Poor sales and now, awkward questions
The government can hardly claim to have been surprised by yesterday’s confirmation of the European Commission’s investigation into plans to invest £152m of the taxpayers’ money into BMW’s projected Â£702m expansion in Birmingham. Labour has been outspoken about the need for the EU to operate as a level playing field in which unfair competition – especially through subsidies – is eliminated. This is not surprising, because the UK economy is much more open than those of most of its EU neighbours.
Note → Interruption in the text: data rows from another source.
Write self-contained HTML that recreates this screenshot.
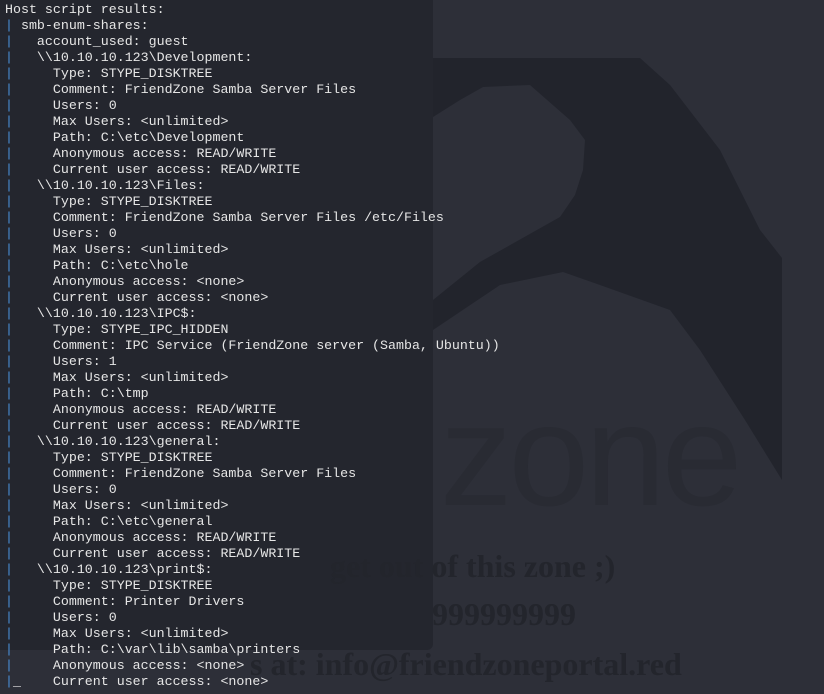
<!DOCTYPE html>
<html><head><meta charset="utf-8"><style>
html,body{margin:0;padding:0;width:824px;height:694px;overflow:hidden;background:#2d2f38;}
.panel{position:absolute;left:0;top:0;width:433px;height:650px;background:#24262e;border-radius:0 0 6px 0;}
svg{position:absolute;left:0;top:0;}
.bg{position:absolute;font-family:"Liberation Serif",serif;font-weight:bold;color:#23252c;font-size:32px;line-height:32px;white-space:nowrap;}
pre{position:absolute;left:5px;top:2px;margin:0;font-family:"Liberation Mono","DejaVu Sans Mono",monospace;font-size:13.3px;line-height:16px;color:#e6e6e6;white-space:pre;}
b{font-weight:normal;color:#4a8fd8;}
</style></head><body>
<svg width="824" height="694">
<polygon fill="#22242c" points="433,58 640,58 670,85 720,150 760,230 782,258 782,480 745,420 700,350 670,310 600,285 563,272 500,285 433,330 433,300 480,262 560,217 575,195 583,170 585,140 570,120 530,85 483,87 460,100 433,117" />
<text x="440" y="505" font-family="Liberation Sans,sans-serif" font-size="145" fill="#292b33" letter-spacing="-4">zone</text>
</svg>
<div class="panel"></div>
<div class="bg" style="left:330px;top:550px">get out of this zone ;)</div>
<div class="bg" style="left:432px;top:598px">999999999</div>
<div class="bg" style="left:250px;top:648px">s at: info@friendzoneportal.red</div>
<pre>Host script results:
<b>|</b> smb-enum-shares:
<b>|</b>   account_used: guest
<b>|</b>   \\10.10.10.123\Development:
<b>|</b>     Type: STYPE_DISKTREE
<b>|</b>     Comment: FriendZone Samba Server Files
<b>|</b>     Users: 0
<b>|</b>     Max Users: &lt;unlimited&gt;
<b>|</b>     Path: C:\etc\Development
<b>|</b>     Anonymous access: READ/WRITE
<b>|</b>     Current user access: READ/WRITE
<b>|</b>   \\10.10.10.123\Files:
<b>|</b>     Type: STYPE_DISKTREE
<b>|</b>     Comment: FriendZone Samba Server Files /etc/Files
<b>|</b>     Users: 0
<b>|</b>     Max Users: &lt;unlimited&gt;
<b>|</b>     Path: C:\etc\hole
<b>|</b>     Anonymous access: &lt;none&gt;
<b>|</b>     Current user access: &lt;none&gt;
<b>|</b>   \\10.10.10.123\IPC$:
<b>|</b>     Type: STYPE_IPC_HIDDEN
<b>|</b>     Comment: IPC Service (FriendZone server (Samba, Ubuntu))
<b>|</b>     Users: 1
<b>|</b>     Max Users: &lt;unlimited&gt;
<b>|</b>     Path: C:\tmp
<b>|</b>     Anonymous access: READ/WRITE
<b>|</b>     Current user access: READ/WRITE
<b>|</b>   \\10.10.10.123\general:
<b>|</b>     Type: STYPE_DISKTREE
<b>|</b>     Comment: FriendZone Samba Server Files
<b>|</b>     Users: 0
<b>|</b>     Max Users: &lt;unlimited&gt;
<b>|</b>     Path: C:\etc\general
<b>|</b>     Anonymous access: READ/WRITE
<b>|</b>     Current user access: READ/WRITE
<b>|</b>   \\10.10.10.123\print$:
<b>|</b>     Type: STYPE_DISKTREE
<b>|</b>     Comment: Printer Drivers
<b>|</b>     Users: 0
<b>|</b>     Max Users: &lt;unlimited&gt;
<b>|</b>     Path: C:\var\lib\samba\printers
<b>|</b>     Anonymous access: &lt;none&gt;
<b>|</b>_    Current user access: &lt;none&gt;</pre>
</body></html>
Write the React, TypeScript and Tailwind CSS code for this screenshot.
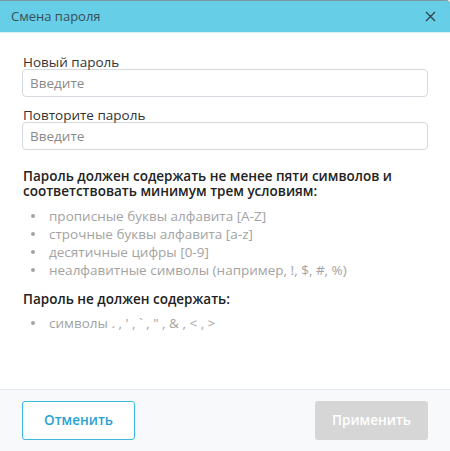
import React from "react";

export default function App() {
  const rules = [
    "прописные буквы алфавита [A-Z]",
    "строчные буквы алфавита [a-z]",
    "десятичные цифры [0-9]",
    "неалфавитные символы (например, !, $, #, %)",
  ];
  return (
    <div
      className="w-[450px] h-[451px] bg-white flex flex-col overflow-hidden"
      style={{ fontFamily: '"Open Sans", "Noto Sans", sans-serif' }}
    >
      <div className="h-[33px] shrink-0 bg-[#66cee7] border-t border-[#7d98a0] border-b border-b-[#d8f1f7] rounded-tr-[4px] flex items-center justify-between pl-[11px] pr-[14px]">
        <span className="text-[13px] text-[#3b4d55]">Смена пароля</span>
        <svg width="11" height="11" viewBox="0 0 11 11" className="text-[#33444b]">
          <path d="M1 1 L10 10 M10 1 L1 10" stroke="currentColor" strokeWidth="1.4" fill="none" />
        </svg>
      </div>

      <div className="flex-1 px-[22px] pt-[22px] text-[13.5px]">
        <div className="leading-[14px] text-[#333333] pl-[1px]">Новый пароль</div>
        <div className="h-[28px] border border-[#d5d9e0] rounded-[4px] flex items-center px-[7px] text-[#8a8a8a]">
          Введите
        </div>
        <div className="mt-[11px] leading-[14px] text-[#333333] pl-[1px]">Повторите пароль</div>
        <div className="h-[28px] border border-[#d5d9e0] rounded-[4px] flex items-center px-[7px] text-[#8a8a8a]">
          Введите
        </div>

        <div className="mt-[19px] font-semibold leading-[15px] text-[#222222] pl-[1px]">
          Пароль должен содержать не менее пяти символов и соответствовать минимум трем условиям:
        </div>
        <ul className="mt-[8px] text-[#a3a3a3] leading-[18px]">
          {rules.map((r) => (
            <li key={r} className="flex items-center">
              <span className="w-[4px] h-[4px] rounded-full bg-[#a3a3a3] ml-[9px] mr-[14px] shrink-0" />
              {r}
            </li>
          ))}
        </ul>

        <div className="mt-[12px] font-semibold leading-[16px] text-[#222222] pl-[1px]">
          Пароль не должен содержать:
        </div>
        <ul className="mt-[7px] text-[#a3a3a3] leading-[18px]">
          <li className="flex items-center">
            <span className="w-[4px] h-[4px] rounded-full bg-[#a3a3a3] ml-[9px] mr-[14px] shrink-0" />
            {"символы . , ' , ` , \" , & , < , >"}
          </li>
        </ul>
      </div>

      <div className="h-[62px] shrink-0 bg-[#f8f9fb] border-t border-[#e4e7eb] flex items-center justify-between px-[22px]">
        <button className="w-[113px] h-[39px] border border-[#3cb8df] rounded-[3px] bg-white text-[#2aa0d3] text-[13.5px] font-semibold">
          Отменить
        </button>
        <button className="w-[113px] h-[39px] rounded-[3px] bg-[#d6d6d6] text-white text-[13.5px] font-semibold">
          Применить
        </button>
      </div>
    </div>
  );
}
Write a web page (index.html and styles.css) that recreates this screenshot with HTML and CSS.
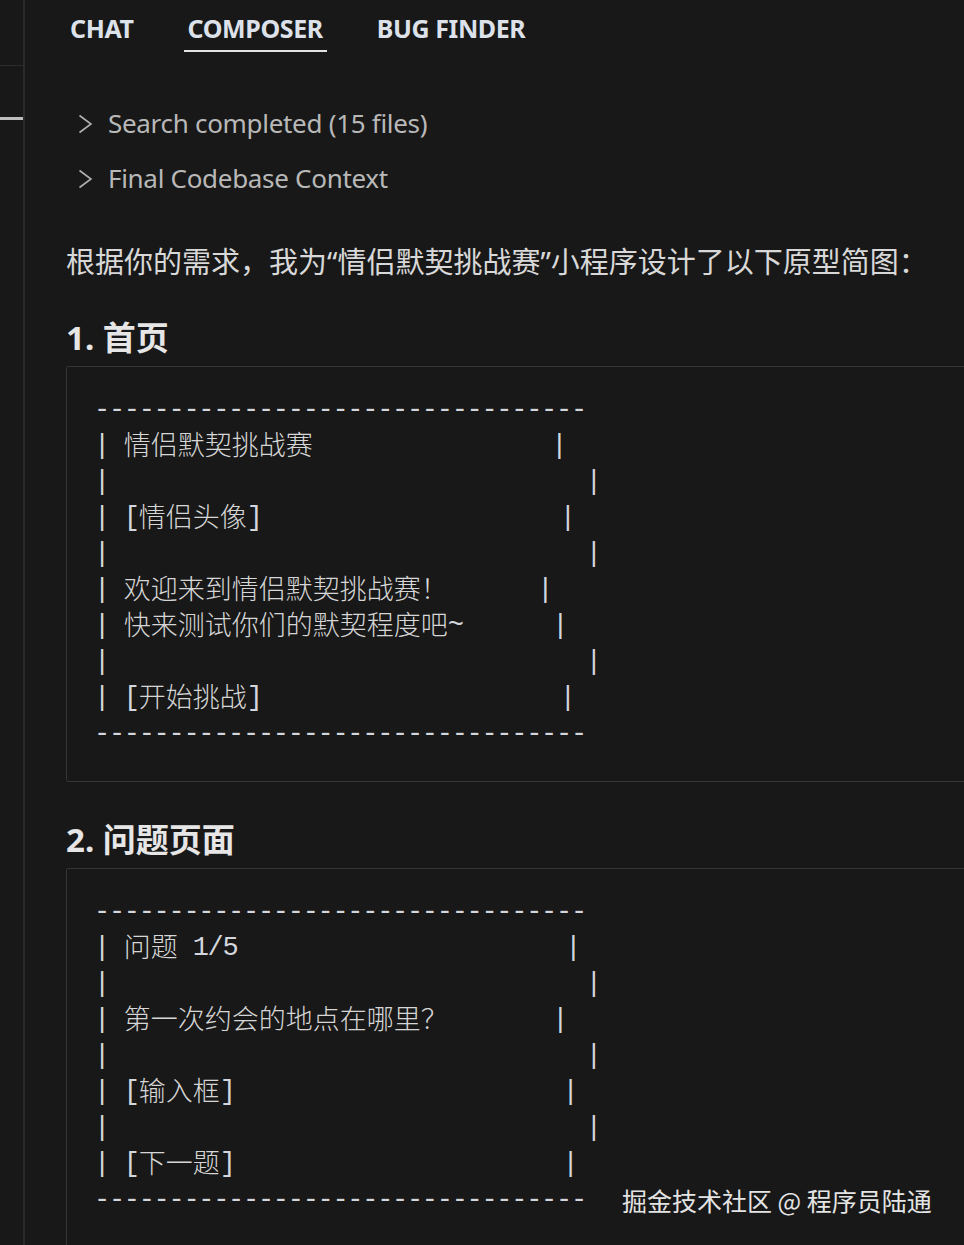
FILE: index.html
```html
<!DOCTYPE html>
<html lang="zh-CN">
<head>
<meta charset="utf-8">
<title>Composer</title>
<link rel="stylesheet" href="styles.css">
</head>
<body>
<div class="app">
  <aside class="rail">
    <div class="rail-line"></div>
    <div class="rail-mark"></div>
  </aside>
  <main class="main">
    <nav class="tabs">
      <span class="tab">CHAT</span>
      <span class="tab active">COMPOSER</span>
      <span class="tab">BUG FINDER</span>
    </nav>
    <div class="steps">
      <div class="step">
        <svg class="chev" width="20" height="24" viewBox="0 0 20 24"><path d="M3.5 3.5 L15 12 L3.5 20.5" fill="none" stroke="currentColor" stroke-width="1.6"/></svg>
        <span>Search completed (15 files)</span>
      </div>
      <div class="step">
        <svg class="chev" width="20" height="24" viewBox="0 0 20 24"><path d="M3.5 3.5 L15 12 L3.5 20.5" fill="none" stroke="currentColor" stroke-width="1.6"/></svg>
        <span>Final Codebase Context</span>
      </div>
    </div>
    <p class="intro">根据你的需求，我为“情侣默契挑战赛”小程序设计了以下原型简图：</p>
    <h2 class="heading">1. 首页</h2>
    <pre class="code">---------------------------------
| <span class="zh">情侣默契挑战赛</span>                |
|                                |
| [<span class="zh">情侣头像</span>]                    |
|                                |
| <span class="zh">欢迎来到情侣默契挑战赛！</span>      |
| <span class="zh">快来测试你们的默契程度吧</span>~      |
|                                |
| [<span class="zh">开始挑战</span>]                    |
---------------------------------</pre>
    <h2 class="heading">2. 问题页面</h2>
    <pre class="code">---------------------------------
| <span class="zh">问题</span> 1/5                      |
|                                |
| <span class="zh">第一次约会的地点在哪里？</span>       |
|                                |
| [<span class="zh">输入框</span>]                      |
|                                |
| [<span class="zh">下一题</span>]                      |
---------------------------------</pre>
  </main>
  <div class="watermark">掘金技术社区 @ 程序员陆通</div>
</div>
</body>
</html>
```
FILE: styles.css
```css
html, body {
  margin: 0;
  padding: 0;
  background: #181818;
  height: 100%;
  overflow: hidden;
}

.app {
  position: relative;
  display: flex;
  min-height: 1245px;
  background: #181818;
  font-family: "Noto Sans", "Noto Sans CJK SC", sans-serif;
}

.rail {
  width: 23px;
  flex: none;
  border-right: 2px solid #2b2b2b;
  display: flex;
  flex-direction: column;
}

.rail-line {
  margin-top: 65px;
  height: 1px;
  background: #2c2c2c;
}

.rail-mark {
  margin-top: 51px;
  height: 3px;
  background: #bdbdbd;
}

.main {
  flex: 1;
  padding-left: 41px;
  overflow: hidden;
}

.tabs {
  display: flex;
  gap: 46px;
  height: 54px;
}

.tab {
  padding: 11px 4px 0;
  height: 41px;
  line-height: 34px;
  font-size: 25px;
  font-weight: 700;
  color: #dde1ea;
  letter-spacing: -0.4px;
  border-bottom: 2px solid transparent;
  box-sizing: content-box;
}

.tab.active {
  border-bottom-color: #e2e2e2;
  height: 39px;
}

.steps {
  margin-top: 50px;
  display: flex;
  flex-direction: column;
  gap: 15px;
}

.step {
  display: flex;
  align-items: center;
  gap: 12px;
  height: 40px;
  padding-left: 10px;
  font-size: 26px;
  color: #b8b8b8;
  letter-spacing: -0.3px;
}

.step span {
  position: relative;
  top: -1px;
}

.chev {
  color: #b0b0b0;
  flex: none;
}

.intro {
  margin: 42px 0 33px;
  font-size: 29px;
  line-height: 42px;
  color: #d8d8d8;
  white-space: nowrap;
}

.heading {
  margin: 0 0 6px;
  font-size: 33px;
  line-height: 44px;
  font-weight: 700;
  color: #e6e6e6;
}

.code {
  margin: 0 -30px 36px 0;
  padding: 25px 27px 29px 27px;
  border: 1px solid #353535;
  border-radius: 2px;
  font-family: "Liberation Mono", "Noto Sans CJK SC", monospace;
  font-size: 27px;
  line-height: 36px;
  letter-spacing: -1.3px;
  color: #d3d6dc;
  white-space: pre;
}

.code .zh {
  font-family: "Noto Sans CJK SC", sans-serif;
  font-weight: 300;
  line-height: 1;
  letter-spacing: 0;
  vertical-align: -2px;
  color: #d6d6d6;
}

.watermark {
  position: absolute;
  left: 622px;
  top: 1183px;
  font-size: 25px;
  line-height: 34px;
  color: #e4e4e4;
  font-family: "Noto Sans CJK SC", sans-serif;
  white-space: nowrap;
}
```
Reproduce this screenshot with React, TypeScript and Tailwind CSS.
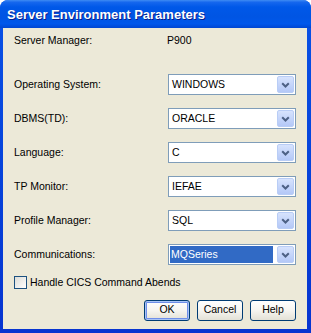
import React from "react";

const font = { fontFamily: '"Liberation Sans", Arial, sans-serif' };

function Chevron() {
  return (
    <svg width="9" height="6" viewBox="0 0 9 6">
      <path d="M1.2 1.2 L4.5 4.5 L7.8 1.2" fill="none" stroke="#4D6185" strokeWidth="2" />
    </svg>
  );
}

function Combo({ value, selected }: { value: string; selected?: boolean }) {
  return (
    <div className="flex h-[21px] w-[128px] items-stretch border border-[#7F9DB9] bg-white">
      <div className="flex flex-1 items-stretch p-[1px]">
        {selected ? (
          <div className="mr-[2px] flex flex-1 items-center bg-[#316AC5] pl-[1px] text-[10.5px] text-white">
            {value}
          </div>
        ) : (
          <div className="flex flex-1 items-center pl-[2px] text-[10.5px] text-black">{value}</div>
        )}
      </div>
      <div className="m-[1px] flex w-[17px] items-center justify-center rounded-[2px] border border-[#B9CDF6] bg-gradient-to-b from-[#D7E3FD] to-[#B4C8F7]">
        <Chevron />
      </div>
    </div>
  );
}

function Row({ label, value, selected }: { label: string; value: string; selected?: boolean }) {
  return (
    <div className="flex h-[21px] items-center">
      <div className="w-[154px] text-[10.5px] text-black">{label}</div>
      <Combo value={value} selected={selected} />
    </div>
  );
}

function Btn({ label, def }: { label: string; def?: boolean }) {
  return (
    <div
      className={
        "flex h-[21px] w-[46px] items-center justify-center rounded-[3px] border border-[#003C74] bg-gradient-to-b from-[#FFFFFF] via-[#F6F5F0] to-[#E3E1D6] text-[10.5px] text-black " +
        (def ? "shadow-[inset_0_0_0_1px_#A9C4F5,inset_0_0_0_2px_#6F8FE9]" : "")
      }
    >
      {label}
    </div>
  );
}

export default function App() {
  return (
    <div style={font} className="h-[333px] w-[311px] overflow-hidden">
      <div className="flex h-[333px] w-[311px] flex-col rounded-t-[8px] bg-gradient-to-b from-[#0A52E6] to-[#0734D0]">
        <div className="flex h-[28px] items-center rounded-t-[8px] bg-[linear-gradient(to_bottom,#3F8CF3_0%,#1667EE_8%,#0058E8_25%,#0055E3_60%,#0057EB_85%,#0046D2_100%)] pl-[7px] pt-[1px]">
          <span className="text-[13px] font-bold text-white [text-shadow:1px_1px_0_#0A1E8C]">
            Server Environment Parameters
          </span>
        </div>
        <div className="mx-[3px] mb-[4px] mr-[4px] flex flex-1 flex-col bg-[#ECE9D8] pl-[11px] pr-[11px]">
          <div className="mt-[3px] flex h-[20px] items-center">
            <div className="w-[153px] text-[10.5px] text-black">Server Manager:</div>
            <div className="text-[10.5px] text-black">P900</div>
          </div>
          <div className="mt-[23px] flex flex-col gap-[13px]">
            <Row label="Operating System:" value="WINDOWS" />
            <Row label="DBMS(TD):" value="ORACLE" />
            <Row label="Language:" value="C" />
            <Row label="TP Monitor:" value="IEFAE" />
            <Row label="Profile Manager:" value="SQL" />
            <Row label="Communications:" value="MQSeries" selected />
          </div>
          <div className="mt-[10px] flex items-center gap-[3px]">
            <div className="h-[13px] w-[13px] border border-[#1C5180] bg-gradient-to-br from-[#DCDCD7] to-[#FFFFFF]" />
            <span className="text-[10.5px] text-black">Handle CICS Command Abends</span>
          </div>
          <div className="mt-[9px] flex justify-end gap-[7px]">
            <Btn label="OK" def />
            <Btn label="Cancel" />
            <Btn label="Help" />
          </div>
        </div>
      </div>
    </div>
  );
}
Look no further than the ease with which German and French corporations can take over British companies – especially utilities – while making it difficult for foreigners to buy into their own industries.
Under EU rules governments can only give fresh aid to industry if it can be proved that the project would otherwise move outside the EU. (In global terms, this is itself a restrictive practice – but that is another matter.) At the time, BMW argued that it was investigating an alternative site for Rover production in Hungary – which is only an aspirant member of the EU and so counts as an outsider.
The EU now seems to suspect that BMW had no serious intention of going to Hungary in the first place. What is crucial, but so far unclear, is what BMW would have done if it had been refused the £152m. Would it really have have gone to Hungary, or to an EU country, would it have dropped the project altogether, or would it simply have expanded at Longbridge anyway? This is of more than passing interest to the taxpayer, because the subsidy is worth £7 per working person.
If BMW would have spent the money in the UK anyway, then this would be a clear case of old-style power politics: a multinational corporation playing governments off against each other in its own interest. But this is a dangerous situation for the UK to be involved in, because BMW may now be at the end of its tether. The company has invested many hundreds of millions in an attempt to rescue Rover from a seemingly relentless decline which a succession of takeovers by UK firms had failed to halt. When Leyland took over what was then the British Motor Corporation over 25 years ago it was aiming for 50% of the UK market.
This year Rover’s market share has dropped to 6.5% (from 8.7% in 1998). BMW recently warned that it would have to greatly increase its imports of components because of the effects of the strong pound and the lack of competitiveness of local companies (which a few years before it had warmly praised). If investing in Longbridge or scaling it down was a marginal decision for BMW, then the £150m offered by the UK may have been a small price to pay for the preservation of thousands of jobs in the British motor industry.
The EU will have to consider carefully what the alternative might have been. If BMW were to pull its investment out of Longbridge as a result of an EU decision to block subsidies, it would be seized on like manna from heaven by the anti-Europe lobby. The achievement of an efficient internal market in Europe – from standards in mobile phones to the encouragement of the highly successful Airbus consortium – is vital for the success of the European project and for making it valued by voters.
The EU must not move so doctrinally that it undermines the acquiescence on which European integration depends. One other thing. The investigation is expected to take up to a year and a half. This is ridiculous. Deadlines concentrate the mind. There is no reason at all why a decision of this kind should not be made within a month.